- **GOAL**
Reproduce, exactly and in full, the lines from the one with "Recreate this image" through the one with "const LINKS = ['Home', 'Country', 'City', 'Email" in the data below; drop pictures.

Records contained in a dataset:
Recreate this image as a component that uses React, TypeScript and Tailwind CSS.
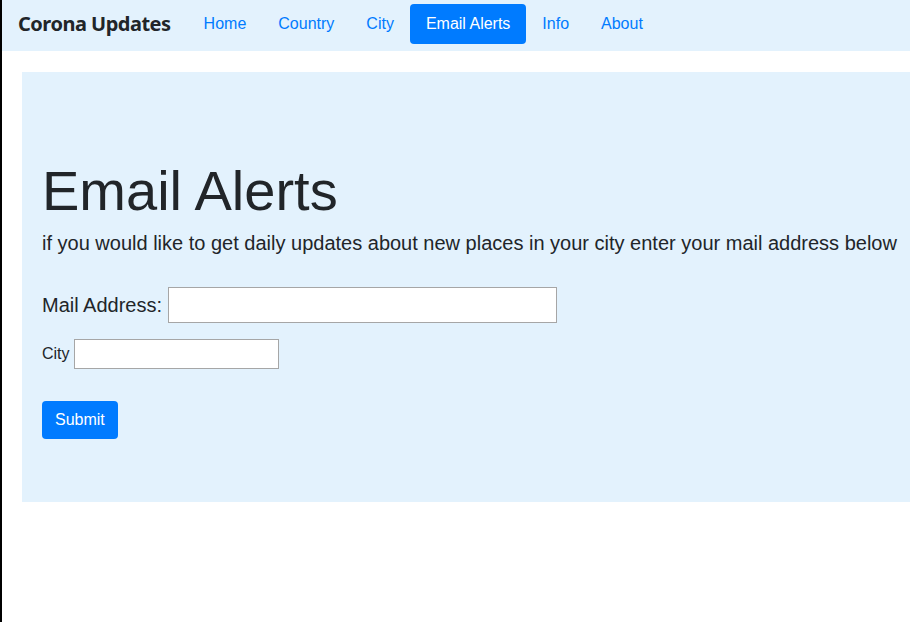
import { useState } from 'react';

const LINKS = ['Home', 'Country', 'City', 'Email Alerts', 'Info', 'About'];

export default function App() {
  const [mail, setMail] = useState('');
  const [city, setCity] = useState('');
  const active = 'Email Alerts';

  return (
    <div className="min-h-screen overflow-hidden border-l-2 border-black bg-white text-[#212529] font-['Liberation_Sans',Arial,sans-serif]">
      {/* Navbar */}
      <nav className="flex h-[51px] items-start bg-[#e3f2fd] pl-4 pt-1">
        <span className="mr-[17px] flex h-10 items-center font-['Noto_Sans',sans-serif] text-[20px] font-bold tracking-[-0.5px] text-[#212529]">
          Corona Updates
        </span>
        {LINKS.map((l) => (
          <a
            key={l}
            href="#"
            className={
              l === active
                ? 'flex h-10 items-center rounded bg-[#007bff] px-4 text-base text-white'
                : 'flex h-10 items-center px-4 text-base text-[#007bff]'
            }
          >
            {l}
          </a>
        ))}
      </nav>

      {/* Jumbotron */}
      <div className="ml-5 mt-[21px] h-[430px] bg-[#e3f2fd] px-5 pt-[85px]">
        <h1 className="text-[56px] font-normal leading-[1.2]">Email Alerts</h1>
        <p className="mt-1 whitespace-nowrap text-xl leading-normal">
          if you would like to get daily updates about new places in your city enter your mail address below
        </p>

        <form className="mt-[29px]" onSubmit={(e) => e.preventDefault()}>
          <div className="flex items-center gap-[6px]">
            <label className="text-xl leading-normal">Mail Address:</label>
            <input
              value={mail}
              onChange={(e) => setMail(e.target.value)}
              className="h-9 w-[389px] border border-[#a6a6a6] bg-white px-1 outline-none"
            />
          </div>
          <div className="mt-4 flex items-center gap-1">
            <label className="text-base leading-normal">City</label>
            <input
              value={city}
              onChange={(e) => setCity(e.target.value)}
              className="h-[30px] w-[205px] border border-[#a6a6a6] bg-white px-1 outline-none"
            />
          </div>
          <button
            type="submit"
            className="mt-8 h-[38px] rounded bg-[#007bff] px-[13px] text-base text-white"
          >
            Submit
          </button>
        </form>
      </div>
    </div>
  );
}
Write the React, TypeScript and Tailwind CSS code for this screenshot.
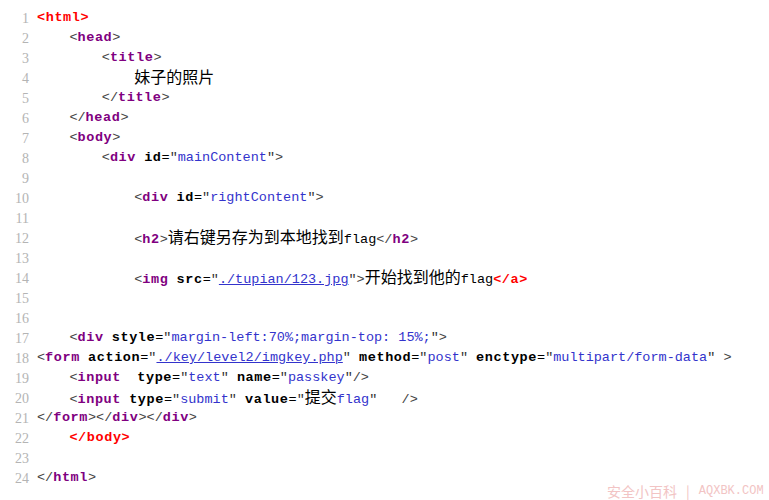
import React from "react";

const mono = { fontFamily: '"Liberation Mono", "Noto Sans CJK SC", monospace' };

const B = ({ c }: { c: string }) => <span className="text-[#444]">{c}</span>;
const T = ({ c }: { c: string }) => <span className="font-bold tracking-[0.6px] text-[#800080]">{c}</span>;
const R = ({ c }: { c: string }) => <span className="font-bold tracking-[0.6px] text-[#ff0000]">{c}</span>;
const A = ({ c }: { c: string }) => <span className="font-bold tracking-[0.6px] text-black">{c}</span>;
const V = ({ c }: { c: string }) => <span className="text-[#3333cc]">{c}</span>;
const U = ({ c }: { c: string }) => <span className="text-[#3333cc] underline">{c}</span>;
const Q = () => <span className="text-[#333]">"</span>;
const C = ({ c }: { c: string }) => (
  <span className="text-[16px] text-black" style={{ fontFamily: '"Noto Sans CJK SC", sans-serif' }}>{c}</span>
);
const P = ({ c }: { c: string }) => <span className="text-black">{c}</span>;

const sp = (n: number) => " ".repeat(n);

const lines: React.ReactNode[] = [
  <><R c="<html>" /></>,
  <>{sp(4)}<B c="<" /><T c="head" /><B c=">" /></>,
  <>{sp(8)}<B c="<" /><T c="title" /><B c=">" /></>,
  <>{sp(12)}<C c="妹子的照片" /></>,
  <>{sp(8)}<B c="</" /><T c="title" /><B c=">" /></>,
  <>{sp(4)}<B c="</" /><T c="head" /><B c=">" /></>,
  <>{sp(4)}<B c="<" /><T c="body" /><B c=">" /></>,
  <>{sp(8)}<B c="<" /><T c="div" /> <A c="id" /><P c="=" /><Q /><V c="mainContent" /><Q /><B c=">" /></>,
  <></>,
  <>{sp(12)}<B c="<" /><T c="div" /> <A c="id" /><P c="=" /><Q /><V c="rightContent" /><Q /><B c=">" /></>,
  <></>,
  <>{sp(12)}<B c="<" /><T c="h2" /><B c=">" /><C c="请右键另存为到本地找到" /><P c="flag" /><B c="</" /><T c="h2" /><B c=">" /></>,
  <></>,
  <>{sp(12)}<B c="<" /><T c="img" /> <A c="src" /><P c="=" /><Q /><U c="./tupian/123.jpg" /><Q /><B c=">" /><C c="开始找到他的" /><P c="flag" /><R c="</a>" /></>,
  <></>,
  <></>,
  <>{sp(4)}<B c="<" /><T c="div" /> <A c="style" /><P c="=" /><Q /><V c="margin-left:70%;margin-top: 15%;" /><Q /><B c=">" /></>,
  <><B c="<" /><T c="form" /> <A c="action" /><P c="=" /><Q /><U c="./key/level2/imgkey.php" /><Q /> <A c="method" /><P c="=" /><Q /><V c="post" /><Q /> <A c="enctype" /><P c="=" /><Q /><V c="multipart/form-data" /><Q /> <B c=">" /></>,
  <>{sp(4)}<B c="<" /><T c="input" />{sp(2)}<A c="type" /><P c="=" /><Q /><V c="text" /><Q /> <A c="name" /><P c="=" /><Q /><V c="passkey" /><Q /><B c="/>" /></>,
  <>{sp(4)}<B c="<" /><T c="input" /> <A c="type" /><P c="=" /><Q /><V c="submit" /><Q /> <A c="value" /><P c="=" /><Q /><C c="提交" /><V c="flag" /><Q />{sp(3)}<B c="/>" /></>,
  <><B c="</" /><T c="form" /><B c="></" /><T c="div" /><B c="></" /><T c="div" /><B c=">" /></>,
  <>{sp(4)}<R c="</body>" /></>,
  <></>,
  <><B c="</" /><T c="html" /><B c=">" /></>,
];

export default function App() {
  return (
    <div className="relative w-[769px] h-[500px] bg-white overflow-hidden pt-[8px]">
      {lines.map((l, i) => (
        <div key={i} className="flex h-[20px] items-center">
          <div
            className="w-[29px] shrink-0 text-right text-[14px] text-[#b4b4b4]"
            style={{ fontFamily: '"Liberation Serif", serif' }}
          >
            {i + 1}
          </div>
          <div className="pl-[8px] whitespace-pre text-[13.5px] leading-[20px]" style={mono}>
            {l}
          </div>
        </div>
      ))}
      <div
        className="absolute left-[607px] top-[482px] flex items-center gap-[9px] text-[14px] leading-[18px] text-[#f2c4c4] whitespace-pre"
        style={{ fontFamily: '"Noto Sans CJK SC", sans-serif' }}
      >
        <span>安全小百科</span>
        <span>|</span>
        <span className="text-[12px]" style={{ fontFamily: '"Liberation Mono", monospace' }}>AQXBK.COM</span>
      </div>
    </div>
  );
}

* * *

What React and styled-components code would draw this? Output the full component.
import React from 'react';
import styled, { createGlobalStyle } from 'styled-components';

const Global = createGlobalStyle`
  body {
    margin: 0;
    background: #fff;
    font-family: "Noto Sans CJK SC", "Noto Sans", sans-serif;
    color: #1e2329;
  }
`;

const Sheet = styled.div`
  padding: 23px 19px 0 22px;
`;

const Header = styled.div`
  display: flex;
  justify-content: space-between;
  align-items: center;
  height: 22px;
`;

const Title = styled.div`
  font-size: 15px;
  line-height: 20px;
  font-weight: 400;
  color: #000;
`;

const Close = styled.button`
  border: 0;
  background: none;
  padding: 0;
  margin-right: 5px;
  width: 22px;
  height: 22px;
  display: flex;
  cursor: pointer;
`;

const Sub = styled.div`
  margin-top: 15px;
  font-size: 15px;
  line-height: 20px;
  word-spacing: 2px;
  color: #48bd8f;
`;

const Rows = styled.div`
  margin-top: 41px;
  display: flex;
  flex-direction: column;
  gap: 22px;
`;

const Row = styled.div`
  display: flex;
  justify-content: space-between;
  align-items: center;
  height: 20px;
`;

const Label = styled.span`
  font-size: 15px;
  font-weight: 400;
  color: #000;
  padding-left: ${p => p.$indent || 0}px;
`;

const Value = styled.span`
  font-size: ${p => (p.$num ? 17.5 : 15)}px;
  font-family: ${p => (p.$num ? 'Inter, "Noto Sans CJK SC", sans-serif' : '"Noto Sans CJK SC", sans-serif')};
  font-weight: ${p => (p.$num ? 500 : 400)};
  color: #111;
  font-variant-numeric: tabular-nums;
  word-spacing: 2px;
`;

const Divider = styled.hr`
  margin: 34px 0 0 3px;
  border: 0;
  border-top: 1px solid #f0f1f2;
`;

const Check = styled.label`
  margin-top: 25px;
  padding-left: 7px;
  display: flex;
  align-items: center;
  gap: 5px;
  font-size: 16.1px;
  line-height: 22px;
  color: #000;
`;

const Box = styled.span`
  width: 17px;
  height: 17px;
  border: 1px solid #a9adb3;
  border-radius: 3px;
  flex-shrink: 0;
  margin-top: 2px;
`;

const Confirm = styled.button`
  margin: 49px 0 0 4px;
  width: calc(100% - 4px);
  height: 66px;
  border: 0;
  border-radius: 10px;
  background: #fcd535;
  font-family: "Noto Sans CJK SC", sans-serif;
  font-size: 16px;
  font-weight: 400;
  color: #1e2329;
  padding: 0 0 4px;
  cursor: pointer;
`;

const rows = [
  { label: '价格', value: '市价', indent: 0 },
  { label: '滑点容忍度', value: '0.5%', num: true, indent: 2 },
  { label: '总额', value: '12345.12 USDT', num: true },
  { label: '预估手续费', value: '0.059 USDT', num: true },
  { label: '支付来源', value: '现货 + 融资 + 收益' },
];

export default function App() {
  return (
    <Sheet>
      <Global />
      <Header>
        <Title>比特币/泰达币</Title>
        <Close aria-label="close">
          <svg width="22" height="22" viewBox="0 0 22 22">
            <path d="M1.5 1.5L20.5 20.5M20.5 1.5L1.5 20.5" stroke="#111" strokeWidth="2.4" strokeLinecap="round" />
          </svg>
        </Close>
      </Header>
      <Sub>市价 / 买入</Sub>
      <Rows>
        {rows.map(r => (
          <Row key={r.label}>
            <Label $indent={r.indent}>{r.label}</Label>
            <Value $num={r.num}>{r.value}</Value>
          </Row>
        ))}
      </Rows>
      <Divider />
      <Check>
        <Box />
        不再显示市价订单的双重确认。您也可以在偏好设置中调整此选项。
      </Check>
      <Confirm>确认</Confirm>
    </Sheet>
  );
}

- **THE ANSWER**
Recreate this image as a component that uses React, TypeScript and Tailwind CSS.
import { useState } from 'react';

const LINKS = ['Home', 'Country', 'City', 'Email Alerts', 'Info', 'About'];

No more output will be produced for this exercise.